Reinforcement radial basis function neural networks with an adaptive annealing learning algorithm

This article proposes reinforcement radial basis function neural networks (RBFNNs) to identify dynamical systems. The proposed algorithm adopts a support vector machine (SVM) to determine the initial structure of RBFNNs. After initialization, an adaptive annealing learning algorithm (AALA) is applied to optimize RBFNNs. When utilizing the optimal RBFNNs to identify dynamic systems, researchers often have problems determining the appropriate learning rates for the evolutionary algorithm and generally obtain better values through trial and error.
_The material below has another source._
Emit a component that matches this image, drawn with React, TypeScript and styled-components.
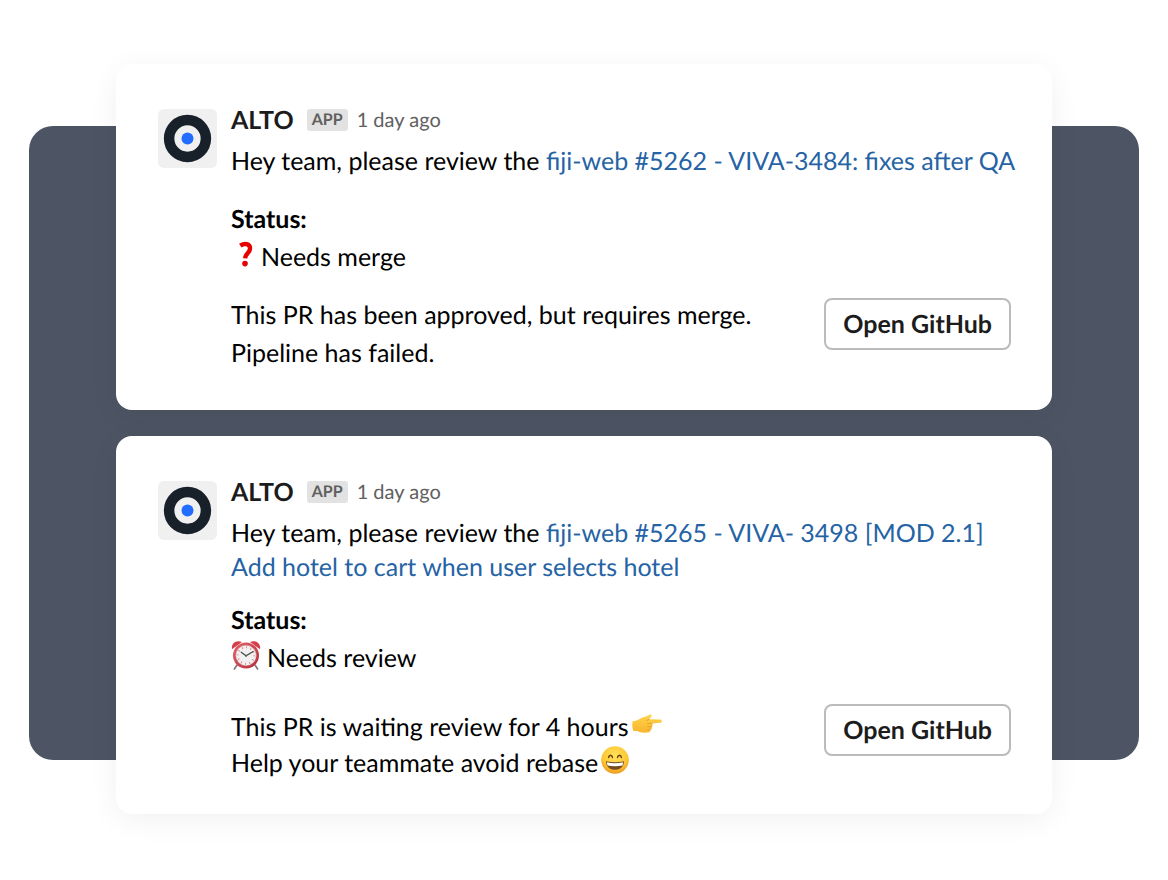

However, these values may not be the best combinations. This paper proposes a systematic architecture method to determine these parameters. First, orthogonal array (OA) matrix experiments are adopted to find an appropriate combination of learning rates. Then the optimal combination for the evolutionary procedure is obtained. In the learning algorithm procedure, an OA-based AALA (OA-AALA) is provided to determine the optimal RBFNNs (OA-AALA-RBFNNs). Reinforcement RBFNNs can be constructed to identify dynamic systems. To demonstrate the superiority of OA-AALA-RBFNNs for system identification, this study compares the simulation results of the proposed OA-AALA-RBFNNs, ARLA-RBFNNs with an annealing robust learning algorithm (ARLA), and OA-ARLA-RBFNNs with an OA-based annealing robust learning algorithm.